After forcing a Hamilton punt, junior back Christian Almonte turned on the jets for a 64-yard run around the edge. Hernikl later scored on a one-yard run to give Falls a stunning 14-0 lead with 2:06 left in the first period.
"That start was everything," Schmit said. "It got us going. The offense made a few big plays and then we had to go out and make stops."
Schmit said the primary game plan was to stop Patterson, who had been running wild over every opponent in his path. The Indians did hold him back until later in the first half, when the Chargers got back into the game with a 77-yard drive, 68 of which was covered by Patterson. He eventually scored on a toss play from 10 yards out to make it 14-7.
The Indians kept the foot on the gas early in the third quarter.
Senior back Justin Johnson stepped to the fore, taking a quick Vechart out pass, breaking a tackle and racing 76 yards before getting stopped at the Hamilton five.
A play later, Hernikl (22 carries for 77 yards) took a direct snap for five yards and the score, and Falls was up 21-7 midway through the third period.
"Justin is just one of those kids who makes plays and never comes off the field," Baker said of Johnson.
Almonte finished with 108 yards rushing on 12 carries while Johnson had three catches for 93 yards and Vechart was a judicious five of seven through the air for 123 yards.
"We weren't taking anything for granted," Damato said. "I know you guys in the media love that kind of stuff, but that wasn't the case. With this rivalry you know you can throw everything out the window and Falls proved that tonight.
"They were well-prepared and they capitalized on the breaks they got. That's the sign of a good team.
"Our kids just executed so well," Baker said. "We threw a few wrinkles in and both our lines really got into it. To shut down that offense like that was just amazing.
"I can't say enough about how proud I am of these coaches and these kids."

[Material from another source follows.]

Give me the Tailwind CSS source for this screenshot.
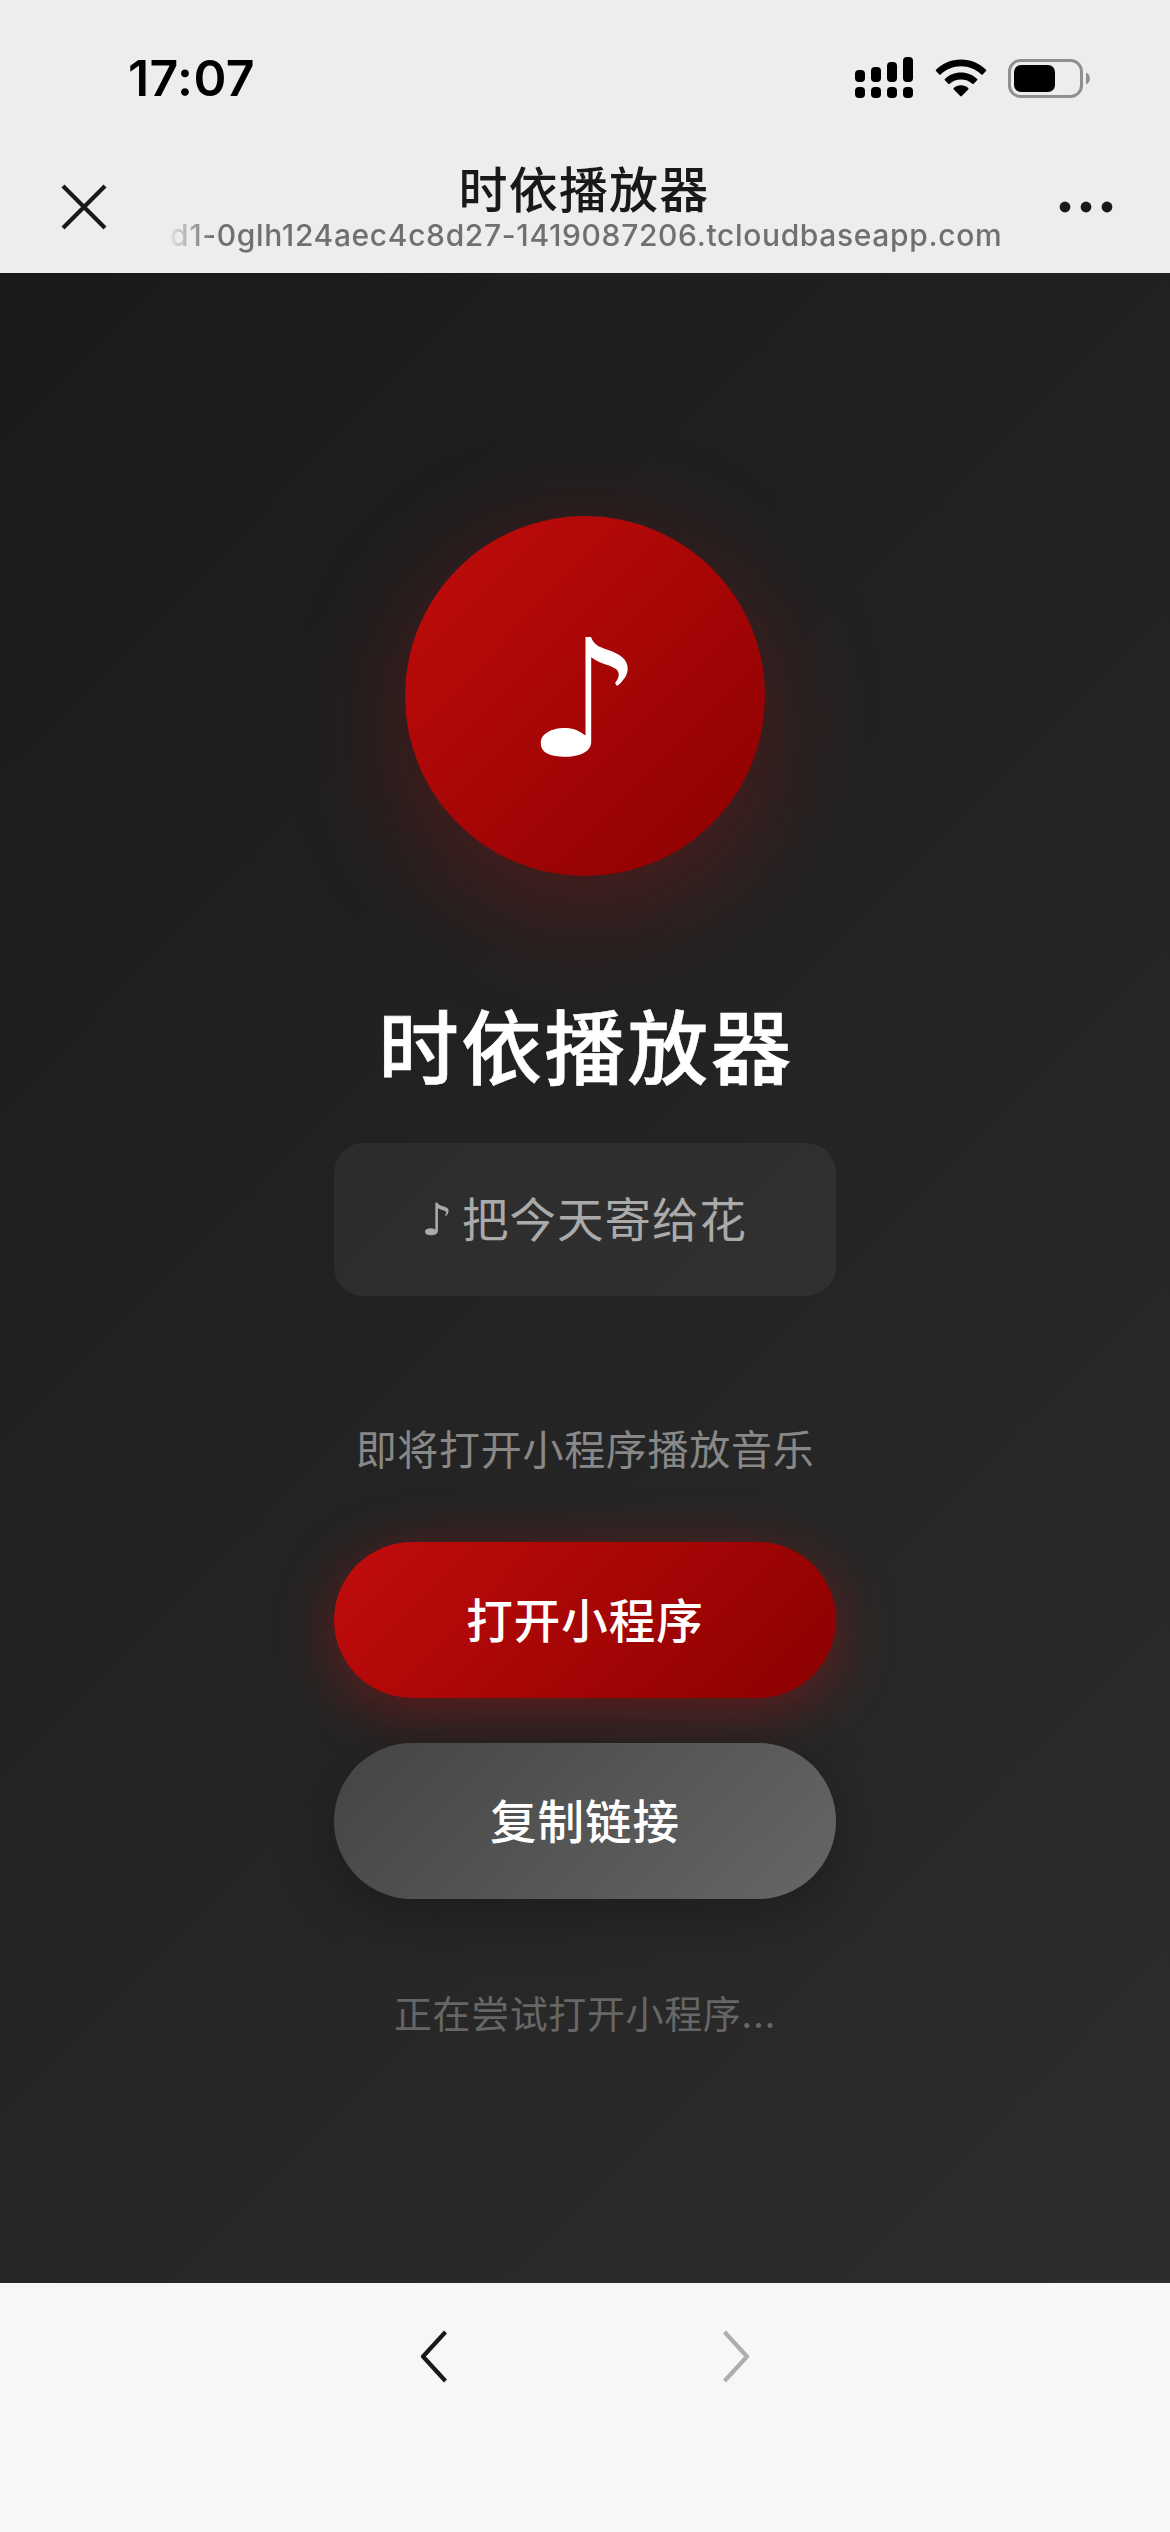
<!DOCTYPE html>
<html lang="zh-CN">
<head>
<meta charset="utf-8">
<title>时依播放器</title>
<script src="https://cdn.jsdelivr.net/npm/@tailwindcss/browser@4"></script>
</head>
<body class="w-[1170px] h-[2532px] overflow-hidden flex flex-col bg-[#f7f7f7] font-['Inter','Noto_Sans_CJK_SC',sans-serif]">
  <header class="h-[273px] shrink-0 bg-[#ededed] flex flex-col">
    <div class="h-[156px] flex justify-between items-center pl-[128px] pr-[79px]">
      <div class="text-[50px] leading-[50px] font-semibold text-black tracking-[0.4px]">17:07</div>
      <div class="flex items-center">
        <svg class="w-[58px] h-[42px]" viewBox="856 57 58 42">
          <g fill="#000">
            <rect x="856" y="70" width="10" height="12" rx="4"/><rect x="872" y="67" width="10" height="15" rx="4"/><rect x="888" y="62" width="10" height="20" rx="4"/><rect x="904" y="57" width="10" height="25" rx="4"/>
            <rect x="856" y="87" width="10" height="11" rx="4"/><rect x="872" y="87" width="10" height="11" rx="4"/><rect x="888" y="87" width="10" height="11" rx="4"/><rect x="904" y="87" width="10" height="11" rx="4"/>
          </g>
        </svg>
        <svg class="w-[52px] h-[38px] ml-[22px]" viewBox="0 0 52 38">
          <path d="M26 .5C36 .5 44.600 4.400 51 10.700Q51.700 11.400 51 12.100L47.700 15.500Q47 16.200 46.300 15.500C40.800 10.300 33.800 7.300 26 7.300S11.200 10.300 5.700 15.500Q5 16.200 4.300 15.500L1 12.100Q.300 11.400 1 10.700C7.400 4.400 16 .5 26 .5Z"/>
          <path d="M26 13.500C32.300 13.500 37.900 15.900 42.100 19.900Q42.900 20.600 42.100 21.300L38.700 24.700Q38 25.400 37.300 24.700C34.300 21.900 30.400 20.400 26 20.400S17.700 21.900 14.700 24.700Q14 25.400 13.300 24.700L9.900 21.300Q9.100 20.600 9.900 19.900C14.100 15.900 19.700 13.500 26 13.500Z"/>
          <path d="M26 26.300C28.900 26.300 31.300 27.300 33.200 28.900Q34 29.600 33.200 30.400L26.800 37Q26 37.800 25.200 37L18.800 30.400Q18 29.600 18.800 28.900C20.700 27.300 23.100 26.300 26 26.300Z"/>
        </svg>
        <svg class="w-[83px] h-[39px] ml-[21px]" viewBox="1009 58 83 39">
          <rect x="1010.500" y="59.500" width="72" height="36" rx="11" fill="none" stroke="#8f8f8f" stroke-width="3"/>
          <rect x="1015" y="64" width="41" height="27" rx="7"/>
          <path d="M1087 71.500C1092.200 73.500 1092.200 81.500 1087 83.500Z" fill="#8f8f8f"/>
        </svg>
      </div>
    </div>
    <div class="flex-1 flex justify-between pl-[61px] pr-[57px]">
      <svg class="w-[46px] h-[46px] mt-[28px]" viewBox="0 0 46 46"><path d="M2 2L44 44M44 2L2 44" stroke="#191919" stroke-width="4.200"/></svg>
      <div class="flex flex-col items-center w-[840px]">
        <h1 class="text-[49px] leading-[68px] font-medium text-[#191919] tracking-[1.2px] pl-[2px] mt-px">时依播放器</h1>
        <div class="w-[834px] pl-[4px] text-[30px] leading-[40px] h-[44px] mt-[-10px] whitespace-nowrap font-medium text-[#707070] tracking-[0.65px] text-center mask-[linear-gradient(to_right,transparent,black_46px)]">d1-0glh124aec4c8d27-1419087206.tcloudbaseapp.com</div>
      </div>
      <svg class="w-[54px] h-[12px] mt-[45px]" viewBox="0 0 54 12"><g fill="#191919"><circle cx="6" cy="6" r="5.400"/><circle cx="27" cy="6" r="5.400"/><circle cx="48" cy="6" r="5.400"/></g></svg>
    </div>
  </header>

  <main class="h-[2010px] shrink-0 flex flex-col items-center bg-[linear-gradient(135deg,#1a1a1a,#2d2d2d)] pt-[243px]">
    <div class="size-[360px] shrink-0 rounded-full bg-[linear-gradient(135deg,#c20c0c,#8b0000)] shadow-[0_30px_120px_rgba(194,12,12,0.3)] flex items-center justify-center">
      <svg class="w-[90px] h-[122px] mt-[2px]" viewBox="0 0 90 122">
        <path fill="#fff" d="M45.500 1H51C53 6 55.500 9 61 11.300C69 14.600 76 16 82.500 21.500C90 28 88.500 38 83.500 43.500C81.500 46 80 48 77.500 49.700Q75.500 49.500 75.200 46.700C79 42 80.500 37 76 33C71 29 60 28 51.200 21.200V106C51.200 114.500 41.500 120.700 26 120.700C10 120.700 .8 117 .8 107C.8 98 11 92 25 92C34.500 91.600 40.500 96 45.500 99.500Z"/>
      </svg>
    </div>
    <h2 class="mt-[112px] h-[122px] leading-[122px] pl-[2px] text-[80.500px] tracking-[2.600px] [-webkit-text-stroke:0.6px_white] font-medium text-white">时依播放器</h2>
    <div class="mt-[33px] w-[502px] h-[153px] rounded-[30px] bg-white/5 flex items-center justify-center text-[46.500px] tracking-[1px] leading-[60px] text-[#aaa]"><span class="font-['DejaVu_Sans'] text-[44px] mr-[10px] scale-x-115">♪</span><span>把今天寄给花</span></div>
    <p class="mt-[124px] h-[60px] leading-[60px] text-[41px] tracking-[0.700px] text-[#888]">即将打开小程序播放音乐</p>
    <button class="mt-[62px] w-[502px] h-[156px] shrink-0 rounded-full bg-[linear-gradient(135deg,#c20c0c,#8b0000)] shadow-[0_12px_60px_rgba(194,12,12,0.4)] text-white text-[46.500px] tracking-[1px] pt-[3px] font-medium">打开小程序</button>
    <button class="mt-[45px] w-[502px] h-[156px] shrink-0 rounded-full bg-[linear-gradient(135deg,#444,#666)] shadow-[0_12px_60px_rgba(0,0,0,0.3)] text-white text-[46.500px] tracking-[1px] pt-[3px] font-medium">复制链接</button>
    <p class="mt-[85px] h-[60px] leading-[60px] text-[38px] tracking-[0.600px] text-[#666]">正在尝试打开小程序...</p>
  </main>

  <nav class="flex-1 flex justify-center gap-[276px] pt-[47px]">
    <svg class="w-[27px] h-[53px]" viewBox="0 0 27 53"><path d="M25.500 2L3 26.500L25.500 51" fill="none" stroke="#191919" stroke-width="4.200" stroke-linejoin="round"/></svg>
    <svg class="w-[27px] h-[53px]" viewBox="0 0 27 53"><path d="M1.500 2L24 26.500L1.500 51" fill="none" stroke="#aeaeae" stroke-width="4.200" stroke-linejoin="round"/></svg>
  </nav>
</body>
</html>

WHO:Marquette University High School
WHEN: 7 p.m. Friday
WHERE: Hart Park, 7300 West Chestnut St., Wauwatosa
SUMMARY: After easily their biggest home win since the 2009 state playoff rout of previously unbeaten Homestead, the Indians are now tied for second with Hamilton in the GMC behind Brookfield East (4-0, 5-0). Falls' task gets no easier as the Indians host another rival in Marquette (3-1, 3-2). After a rocky 0-2 start, the Hilltoppers have won two of their last three, including the Sept. 21 40-13 rout of Wauwatosa East. In a note of comparison, Hamilton had hammered Marquette, 42-3, in the first conference game of the season. Also, if Falls wins, it clinches its first WIAA state playoff berth since 2009.